## Aim:
Count how many lines of the material contain the string "this", then give that number and nothing more.

········

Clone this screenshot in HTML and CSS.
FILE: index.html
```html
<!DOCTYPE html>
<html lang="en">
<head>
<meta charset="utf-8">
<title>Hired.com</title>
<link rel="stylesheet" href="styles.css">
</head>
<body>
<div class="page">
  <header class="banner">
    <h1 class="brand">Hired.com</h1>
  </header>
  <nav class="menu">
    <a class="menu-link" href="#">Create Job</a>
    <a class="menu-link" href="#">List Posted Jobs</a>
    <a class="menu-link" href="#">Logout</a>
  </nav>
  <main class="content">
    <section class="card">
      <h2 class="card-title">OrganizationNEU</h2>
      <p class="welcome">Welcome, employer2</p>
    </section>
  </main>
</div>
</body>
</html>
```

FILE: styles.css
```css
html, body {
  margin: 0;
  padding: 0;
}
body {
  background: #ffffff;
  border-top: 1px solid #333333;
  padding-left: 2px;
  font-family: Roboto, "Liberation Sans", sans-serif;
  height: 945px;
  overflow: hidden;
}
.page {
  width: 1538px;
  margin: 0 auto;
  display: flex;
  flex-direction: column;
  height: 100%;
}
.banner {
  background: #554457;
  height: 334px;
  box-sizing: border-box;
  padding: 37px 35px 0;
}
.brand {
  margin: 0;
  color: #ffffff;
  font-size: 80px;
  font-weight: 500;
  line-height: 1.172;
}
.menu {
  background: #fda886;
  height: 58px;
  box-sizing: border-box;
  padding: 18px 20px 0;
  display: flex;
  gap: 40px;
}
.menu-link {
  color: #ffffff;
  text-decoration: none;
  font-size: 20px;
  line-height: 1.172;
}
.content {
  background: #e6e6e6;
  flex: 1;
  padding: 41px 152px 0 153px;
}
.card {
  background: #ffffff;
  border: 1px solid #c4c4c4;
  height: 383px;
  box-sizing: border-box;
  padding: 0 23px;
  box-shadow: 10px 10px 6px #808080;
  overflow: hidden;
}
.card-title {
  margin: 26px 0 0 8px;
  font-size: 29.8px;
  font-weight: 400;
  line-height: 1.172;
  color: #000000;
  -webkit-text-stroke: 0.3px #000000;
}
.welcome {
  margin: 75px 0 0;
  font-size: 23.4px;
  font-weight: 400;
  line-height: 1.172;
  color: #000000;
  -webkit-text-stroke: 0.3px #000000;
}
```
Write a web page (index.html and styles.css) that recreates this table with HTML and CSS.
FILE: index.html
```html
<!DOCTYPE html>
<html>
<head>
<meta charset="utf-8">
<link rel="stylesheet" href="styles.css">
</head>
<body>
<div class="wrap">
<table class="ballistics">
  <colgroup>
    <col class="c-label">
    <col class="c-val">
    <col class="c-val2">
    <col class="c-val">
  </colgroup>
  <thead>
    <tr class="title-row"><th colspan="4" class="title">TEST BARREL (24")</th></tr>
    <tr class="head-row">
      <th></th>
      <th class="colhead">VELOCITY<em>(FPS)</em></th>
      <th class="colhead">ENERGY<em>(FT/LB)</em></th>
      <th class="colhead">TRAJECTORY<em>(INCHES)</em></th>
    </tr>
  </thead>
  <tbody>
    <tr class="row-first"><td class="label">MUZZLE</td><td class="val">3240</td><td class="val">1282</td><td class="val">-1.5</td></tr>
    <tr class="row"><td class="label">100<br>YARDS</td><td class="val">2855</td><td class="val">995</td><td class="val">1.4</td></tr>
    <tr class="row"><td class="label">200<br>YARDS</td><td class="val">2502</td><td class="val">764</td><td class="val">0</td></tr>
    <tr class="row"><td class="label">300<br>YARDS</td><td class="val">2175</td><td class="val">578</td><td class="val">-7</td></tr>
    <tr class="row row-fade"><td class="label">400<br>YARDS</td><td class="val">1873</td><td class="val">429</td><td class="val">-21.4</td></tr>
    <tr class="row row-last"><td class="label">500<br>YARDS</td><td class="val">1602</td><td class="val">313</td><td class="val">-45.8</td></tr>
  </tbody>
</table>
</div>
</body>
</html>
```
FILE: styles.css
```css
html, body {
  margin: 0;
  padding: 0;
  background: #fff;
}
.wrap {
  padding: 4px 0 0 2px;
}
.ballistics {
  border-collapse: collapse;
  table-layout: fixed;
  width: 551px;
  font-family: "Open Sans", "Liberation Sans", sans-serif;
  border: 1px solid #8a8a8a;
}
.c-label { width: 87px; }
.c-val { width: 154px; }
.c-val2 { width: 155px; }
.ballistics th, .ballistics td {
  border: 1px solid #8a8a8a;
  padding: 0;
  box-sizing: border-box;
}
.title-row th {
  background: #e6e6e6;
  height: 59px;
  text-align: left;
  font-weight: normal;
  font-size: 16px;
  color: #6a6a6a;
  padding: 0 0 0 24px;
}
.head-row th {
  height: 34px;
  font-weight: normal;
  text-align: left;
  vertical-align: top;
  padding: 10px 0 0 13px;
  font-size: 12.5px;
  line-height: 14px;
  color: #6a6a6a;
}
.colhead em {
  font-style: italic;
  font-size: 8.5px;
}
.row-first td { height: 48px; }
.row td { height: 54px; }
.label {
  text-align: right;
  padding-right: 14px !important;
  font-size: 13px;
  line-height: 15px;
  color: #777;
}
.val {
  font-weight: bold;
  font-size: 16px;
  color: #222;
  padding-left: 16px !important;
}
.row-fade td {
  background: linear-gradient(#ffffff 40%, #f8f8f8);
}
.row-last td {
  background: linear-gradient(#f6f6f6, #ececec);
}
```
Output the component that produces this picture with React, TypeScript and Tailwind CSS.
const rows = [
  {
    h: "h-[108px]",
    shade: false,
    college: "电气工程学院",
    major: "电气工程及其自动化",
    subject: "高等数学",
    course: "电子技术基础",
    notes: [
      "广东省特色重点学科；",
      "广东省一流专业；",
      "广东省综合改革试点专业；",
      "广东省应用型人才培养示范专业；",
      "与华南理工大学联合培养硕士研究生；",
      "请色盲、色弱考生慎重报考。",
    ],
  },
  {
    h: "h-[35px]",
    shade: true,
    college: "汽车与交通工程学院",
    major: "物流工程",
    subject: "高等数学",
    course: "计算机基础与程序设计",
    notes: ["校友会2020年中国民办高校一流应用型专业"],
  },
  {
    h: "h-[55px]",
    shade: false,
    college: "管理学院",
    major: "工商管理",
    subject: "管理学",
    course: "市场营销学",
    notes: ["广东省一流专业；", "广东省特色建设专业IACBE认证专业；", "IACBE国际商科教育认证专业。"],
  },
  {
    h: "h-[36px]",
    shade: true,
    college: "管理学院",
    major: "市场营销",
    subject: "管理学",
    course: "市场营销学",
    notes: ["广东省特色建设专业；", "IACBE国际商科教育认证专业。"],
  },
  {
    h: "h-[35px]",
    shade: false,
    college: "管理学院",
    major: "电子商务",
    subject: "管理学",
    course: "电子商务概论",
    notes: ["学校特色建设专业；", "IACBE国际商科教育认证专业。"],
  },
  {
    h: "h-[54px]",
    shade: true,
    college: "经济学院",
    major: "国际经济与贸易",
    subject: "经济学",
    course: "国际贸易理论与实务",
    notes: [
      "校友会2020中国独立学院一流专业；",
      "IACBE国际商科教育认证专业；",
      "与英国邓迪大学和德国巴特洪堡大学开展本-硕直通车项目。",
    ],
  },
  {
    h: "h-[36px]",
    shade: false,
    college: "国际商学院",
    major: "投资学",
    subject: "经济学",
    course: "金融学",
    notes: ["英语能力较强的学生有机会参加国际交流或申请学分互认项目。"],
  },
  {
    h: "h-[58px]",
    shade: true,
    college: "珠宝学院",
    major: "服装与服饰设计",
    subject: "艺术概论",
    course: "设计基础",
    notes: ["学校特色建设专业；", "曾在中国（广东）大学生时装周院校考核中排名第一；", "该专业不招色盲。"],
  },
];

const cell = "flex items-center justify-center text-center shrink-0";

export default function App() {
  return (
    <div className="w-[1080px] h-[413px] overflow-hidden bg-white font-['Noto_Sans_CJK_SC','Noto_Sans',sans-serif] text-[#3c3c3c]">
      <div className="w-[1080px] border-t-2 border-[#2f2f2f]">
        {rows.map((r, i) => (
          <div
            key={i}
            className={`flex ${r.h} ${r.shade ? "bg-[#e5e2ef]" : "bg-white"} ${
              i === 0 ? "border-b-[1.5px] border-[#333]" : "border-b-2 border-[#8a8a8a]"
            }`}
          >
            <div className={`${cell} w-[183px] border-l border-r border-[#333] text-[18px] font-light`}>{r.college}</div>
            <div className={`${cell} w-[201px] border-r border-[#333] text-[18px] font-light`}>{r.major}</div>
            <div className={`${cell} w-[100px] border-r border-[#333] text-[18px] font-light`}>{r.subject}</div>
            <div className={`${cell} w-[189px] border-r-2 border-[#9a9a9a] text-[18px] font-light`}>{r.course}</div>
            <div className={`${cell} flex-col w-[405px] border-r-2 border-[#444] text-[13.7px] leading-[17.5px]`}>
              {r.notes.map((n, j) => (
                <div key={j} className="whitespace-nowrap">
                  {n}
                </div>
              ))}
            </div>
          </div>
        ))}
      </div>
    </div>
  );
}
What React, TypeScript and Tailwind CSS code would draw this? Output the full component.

········

## Expected output:
4